■ **To be done**
Pick out every line of the entries below where "this" occurs, and copy those lines.

──────────

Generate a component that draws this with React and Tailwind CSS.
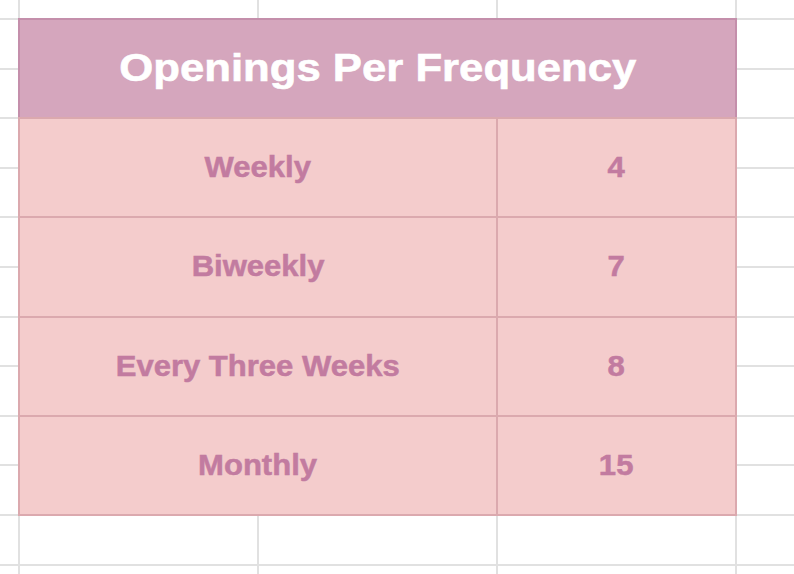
export default function App() {
  const rows = [
    ["Weekly", "4"],
    ["Biweekly", "7"],
    ["Every Three Weeks", "8"],
    ["Monthly", "15"],
  ];
  const blanks = Array.from({ length: 35 });
  return (
    <div className="w-[794px] h-[574px] overflow-hidden bg-white font-['Liberation_Sans',Arial,sans-serif]">
      <div className="grid h-[640px] grid-cols-[18px_237px_237px_237px_1fr] grid-rows-[18px_repeat(12,47.6px)] gap-[2px] bg-[#e1e1e1]">
        <div className="col-start-2 col-span-3 row-start-2 row-span-10 -m-[2px] grid grid-cols-[476px_1fr] grid-rows-[repeat(5,1fr)] gap-[2px] p-[2px] bg-[#dba9ae]">
          <div className="col-span-2 -mx-[2px] -mt-[2px] border-2 border-b-0 border-[#c48fab] bg-[#d5a6bd] flex items-center justify-center">
            <span className="-mt-[2px] block scale-x-[1.12] text-[39px] font-bold leading-none text-white [-webkit-text-stroke:0.6px_#ffffff]">
              Openings Per Frequency
            </span>
          </div>
          {rows.map(([label, n]) => (
            <>
              <div key={label} className="bg-[#f4cccc] flex items-center justify-center">
                <span className="block scale-x-[1.07] text-[29px] font-bold leading-none text-[#c27ba0] [-webkit-text-stroke:0.5px_#c27ba0]">
                  {label}
                </span>
              </div>
              <div key={label + "n"} className="bg-[#f4cccc] flex items-center justify-center">
                <span className="block scale-x-[1.07] text-[29px] font-bold leading-none text-[#c27ba0] [-webkit-text-stroke:0.5px_#c27ba0]">
                  {n}
                </span>
              </div>
            </>
          ))}
        </div>
        {blanks.map((_, i) => (
          <div key={i} className="bg-white" />
        ))}
      </div>
    </div>
  );
}
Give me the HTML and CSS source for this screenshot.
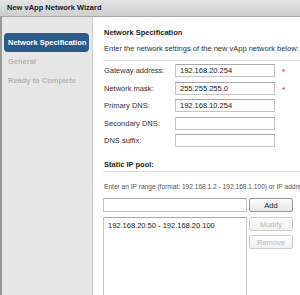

──────────

■ **Answer to the exercise**
Generate a component that draws this with React and Tailwind CSS.
Give me the HTML and CSS source for this screenshot.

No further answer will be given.